I had a question on the reinsurance transaction. Is there any residual exposure from experience on the block over time? Or was 100% of the risk on those ceded blocks fully co-insured?

Chris Neczypor

Analyst

So Ryan, that’s a good question. I mean you’re always retaining some risk, right? So in the case of this transaction, we are retaining the risk of future YRT increases on GUL as an example, but we think the risk is manageable. We’ve recently renegotiated rates on the majority of that. I think the number was close to 80%. So it’s a complex deal. There will be risk that we retain as part of any transaction. But if you’re asking about the YRT, that’s how I would answer that.

Ryan Krueger

Analyst

Makes sense. And then you mentioned that you feel like you have -- you’re in an excess capital position at LINBAR at this point.

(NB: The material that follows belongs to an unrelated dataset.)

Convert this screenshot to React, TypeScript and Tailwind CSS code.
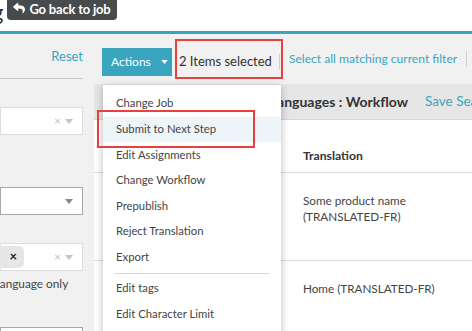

Would you anticipate being in a position to reducing dividends out of LINBAR in 2024?

Chris Neczypor

Analyst

So great question, Ryan. A couple of things. One, so we are seeing excess capital there, but I would say markets were up 7% in the quarter. So we have a little bit of time to see how the year progresses. I would say that we would feel comfortable taking excess capital out later this year as we watch the hedge program perform. As I mentioned in the script, our hedge program performed really well in the first quarter, but we want to see a couple more quarters before we think about taking excess capital out. The other thing I would mention is just from a dividend perspective, going forward, you will see dividends coming out of LINBAR on a more regular basis. And so this quarter, we took $100 million out, but I wouldn’t characterize that as all free cash flow. So starting this year, there’s a holding company expense related to the hedge program in LINBAR, that’s paid out of the holding company, but it has an offsetting interest income stream in LINBAR. So you’ll see dividends on a more regular basis to some degree, but it’s really covering some of the holding company expense. So as it relates to the excess capital behind the VA block, the hedge program is performing well, but we want to see a couple more quarters before we start to think about taking some of that up to the holding company.

Operator

Operator

And that concludes today’s question-and-answer session. And it’s all the time we have for today. I’ll now turn the call back over to Al Copersino for any additional or closing remarks.

Al Copersino

Analyst

Thank you all for joining us this morning. We’re happy to take any follow-up questions you have, you can e-mail us at investorrelations@lfg.com. Thank you, and have a good day.

Operator

Operator

And that does conclude today’s conference. We thank you for your participation. You may now disconnect.